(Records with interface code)
□ □ □ □

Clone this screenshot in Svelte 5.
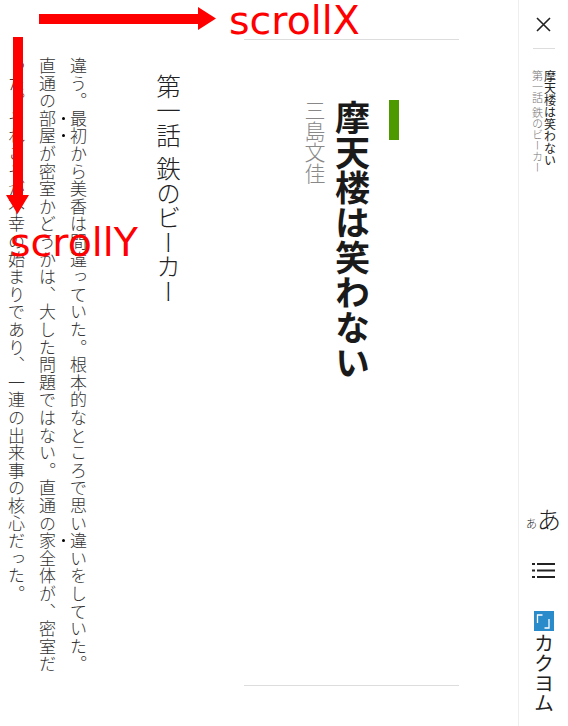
<script>
  const overlayFont = 'scroll';
</script>

<div class="page">
  <main class="reader">
    <section class="cover">
      <div class="bar"></div>
      <h1 class="work-title">摩天楼は笑わない</h1>
      <p class="author">三島文佳</p>
    </section>
    <h2 class="chapter">第一話 鉄のビーカー</h2>
    <div class="body">
      <p>違う。最初から美香は間違っていた。根本的なところで思い違いをしていた。</p>
      <p>直通の<em>部</em><em>屋</em>が密室かどうかは、大した問題ではない。直通の<em>家</em>全体が、密室だった。それこそが不幸の始まりであり、一連の出来事の核心だった。</p>
    </div>
  </main>

  <aside class="side">
    <button class="close" aria-label="閉じる">
      <svg width="15" height="15" viewBox="0 0 15 15"><path d="M1 1 L14 14 M14 1 L1 14" stroke="#222" stroke-width="1.6" fill="none" /></svg>
    </button>
    <div class="rule"></div>
    <div class="side-titles">
      <div class="side-work">摩天楼は笑わない</div>
      <div class="side-chapter">第一話 鉄のビーカー</div>
    </div>
    <div class="tools">
      <div class="font-size"><span class="small">あ</span><span class="large">あ</span></div>
      <svg class="list" width="23" height="17" viewBox="0 0 23 17">
        <rect x="0" y="1" width="3" height="2" fill="#222" />
        <rect x="5" y="1" width="18" height="2" fill="#222" />
        <rect x="0" y="7.500" width="3" height="2" fill="#222" />
        <rect x="5" y="7.500" width="18" height="2" fill="#222" />
        <rect x="0" y="14" width="3" height="2" fill="#222" />
        <rect x="5" y="14" width="18" height="2" fill="#222" />
      </svg>
      <div class="logo">
        <svg width="20" height="20" viewBox="0 0 20 20">
          <rect width="20" height="20" fill="#2a8bca" />
          <path d="M8.500 4 H3.500 V12 M10.500 17 H15 V8" stroke="#fff" stroke-width="1.300" fill="none" />
        </svg>
        <span class="logo-text">カクヨム</span>
      </div>
    </div>
  </aside>

  <div class="arrow-x"><svg width="177" height="23" viewBox="0 0 177 23"><path d="M0 7 H159 V0 L177 11.500 L159 23 V17 H0 Z" fill="#f00" /></svg></div>
  <div class="label-x">{overlayFont}X</div>
  <div class="arrow-y"><svg width="23" height="177" viewBox="0 0 23 177"><path d="M7 0 V158 H0 L11.500 177 L23 158 H17 V0 Z" fill="#f00" /></svg></div>
  <div class="label-y">{overlayFont}Y</div>
</div>

<style>
  :global(body) {
    margin: 0;
    background: #fff;
  }
  .page {
    position: relative;
    display: flex;
    width: 568px;
    height: 726px;
    overflow: hidden;
    font-family: "Noto Sans CJK JP", sans-serif;
  }
  .reader {
    flex: 1;
    min-width: 0;
    height: 726px;
    overflow: hidden;
    writing-mode: vertical-rl;
    padding-right: 59px;
    box-sizing: border-box;
  }
  .cover {
    display: flow-root;
    width: 215px;
    height: 647px;
    margin-top: 39px;
    padding-top: 60px;
    box-sizing: border-box;
    border-top: 1px solid #ddd;
    border-bottom: 1px solid #ddd;
  }
  .bar {
    width: 10px;
    height: 40px;
    margin-right: 60px;
    background: #4c9a00;
  }
  .work-title {
    margin: 0 19px 0 0;
    font-size: 35px;
    line-height: 35px;
    font-weight: 700;
    color: #1a1a1a;
  }
  .author {
    margin: 0 10px 0 0;
    font-size: 21px;
    line-height: 21px;
    font-weight: 300;
    color: #888;
  }
  .chapter {
    margin: 74px 64px 0 0;
    font-size: 24.500px;
    line-height: 24px;
    font-weight: 300;
    word-spacing: 4px;
    color: #222;
    white-space: nowrap;
  }
  .body {
    margin: 57px 62px 0 0;
    height: 618px;
    font-size: 17px;
    line-height: 31px;
    letter-spacing: 0.600px;
    font-weight: 300;
    color: #333;
  }
  .body p {
    margin: 0;
  }
  .body em {
    position: relative;
    font-style: normal;
  }
  .body em::after {
    content: "";
    position: absolute;
    top: 7px;
    right: -5px;
    width: 3px;
    height: 3px;
    border-radius: 50%;
    background: #000;
  }
  .side {
    flex: 0 0 50px;
    box-sizing: border-box;
    height: 726px;
    border-left: 1px solid #eee;
    display: flex;
    flex-direction: column;
    align-items: center;
  }
  .close {
    display: block;
    width: 15px;
    height: 15px;
    margin-top: 17px;
    padding: 0;
    border: 0;
    background: none;
  }
  .rule {
    width: 22px;
    height: 1px;
    margin-top: 16px;
    background: #ddd;
  }
  .side-titles {
    margin-top: 21px;
    height: 110px;
    writing-mode: vertical-rl;
    white-space: nowrap;
  }
  .side-work {
    font-size: 12px;
    line-height: 13px;
    font-weight: 400;
    color: #222;
  }
  .side-chapter {
    font-size: 11px;
    line-height: 13px;
    font-weight: 300;
    word-spacing: 2px;
    color: #777;
  }
  .tools {
    margin-top: auto;
    display: flex;
    flex-direction: column;
    align-items: center;
    padding-bottom: 13px;
  }
  .font-size {
    display: flex;
    align-items: flex-end;
    height: 26px;
    font-weight: 300;
    color: #222;
    line-height: 1;
  }
  .small {
    font-size: 11px;
    margin-bottom: 2px;
  }
  .large {
    font-size: 24px;
  }
  .list {
    display: block;
    margin-top: 31px;
  }
  .logo {
    margin-top: 32px;
    display: flex;
    flex-direction: column;
    align-items: center;
  }
  .logo svg {
    display: block;
  }
  .logo-text {
    margin-top: 2px;
    writing-mode: vertical-rl;
    font-size: 20px;
    line-height: 20px;
    font-weight: 400;
    color: #222;
  }
  .arrow-x {
    position: absolute;
    left: 39px;
    top: 7px;
    line-height: 0;
  }
  .arrow-y {
    position: absolute;
    left: 6px;
    top: 37px;
    line-height: 0;
  }
  .label-x,
  .label-y {
    position: absolute;
    font-family: "DejaVu Sans", sans-serif;
    font-size: 39.500px;
    line-height: 40px;
    color: #f00;
  }
  .label-x {
    left: 229px;
    top: 0;
  }
  .label-y {
    left: 10px;
    top: 222px;
  }
</style>
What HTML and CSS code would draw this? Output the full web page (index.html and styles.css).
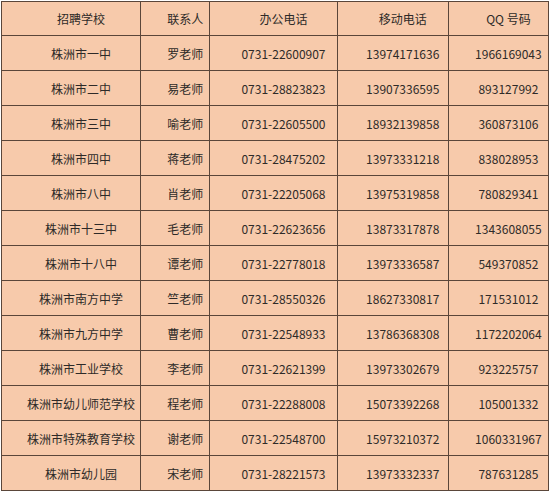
FILE: index.html
```html
<!DOCTYPE html>
<html lang="zh-CN">
<head>
<meta charset="utf-8">
<link rel="stylesheet" href="styles.css">
</head>
<body>
<div class="wrap">
<table class="grid">
<colgroup>
<col class="c1"><col class="c2"><col class="c3"><col class="c4"><col class="c5">
</colgroup>
<tbody>
<tr class="head"><td>招聘学校</td><td>联系人</td><td>办公电话</td><td>移动电话</td><td>QQ 号码</td></tr>
<tr><td>株洲市一中</td><td>罗老师</td><td>0731-22600907</td><td>13974171636</td><td>1966169043</td></tr>
<tr><td>株洲市二中</td><td>易老师</td><td>0731-28823823</td><td>13907336595</td><td>893127992</td></tr>
<tr><td>株洲市三中</td><td>喻老师</td><td>0731-22605500</td><td>18932139858</td><td>360873106</td></tr>
<tr><td>株洲市四中</td><td>蒋老师</td><td>0731-28475202</td><td>13973331218</td><td>838028953</td></tr>
<tr><td>株洲市八中</td><td>肖老师</td><td>0731-22205068</td><td>13975319858</td><td>780829341</td></tr>
<tr><td>株洲市十三中</td><td>毛老师</td><td>0731-22623656</td><td>13873317878</td><td>1343608055</td></tr>
<tr><td>株洲市十八中</td><td>谭老师</td><td>0731-22778018</td><td>13973336587</td><td>549370852</td></tr>
<tr><td>株洲市南方中学</td><td>竺老师</td><td>0731-28550326</td><td>18627330817</td><td>171531012</td></tr>
<tr><td>株洲市九方中学</td><td>曹老师</td><td>0731-22548933</td><td>13786368308</td><td>1172202064</td></tr>
<tr><td>株洲市工业学校</td><td>李老师</td><td>0731-22621399</td><td>13973302679</td><td>923225757</td></tr>
<tr><td>株洲市幼儿师范学校</td><td>程老师</td><td>0731-22288008</td><td>15073392268</td><td>105001332</td></tr>
<tr><td>株洲市特殊教育学校</td><td>谢老师</td><td>0731-22548700</td><td>15973210372</td><td>1060331967</td></tr>
<tr><td>株洲市幼儿园</td><td>宋老师</td><td>0731-28221573</td><td>13973332337</td><td>787631285</td></tr>
</tbody>
</table>
</div>
</body>
</html>
```
FILE: styles.css
```css
html, body {
  margin: 0;
  padding: 0;
  background: #ffffff;
}
.wrap {
  padding: 1px 0 0 1px;
}
.grid {
  border-collapse: collapse;
  table-layout: fixed;
  width: 548px;
  background: #f7caab;
  font-family: "Noto Sans CJK SC", "Noto Sans", sans-serif;
  font-size: 12px;
  color: #2e2a28;
}
.grid td {
  border: 1px solid #5a463a;
  height: 34px;
  padding: 0 0 0 20px;
  text-align: center;
  vertical-align: middle;
  white-space: nowrap;
  overflow: hidden;
}
.grid .head td {
  height: 33px;
}
.c1 { width: 139px; }
.c2 { width: 69px; }
.c3 { width: 127px; }
.c4 { width: 111px; }
.c5 { width: 100px; }
```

□ □ □ □

What you have to do
Work out how many lines of the listing above include the word "page". Report only the number.

Full answer
3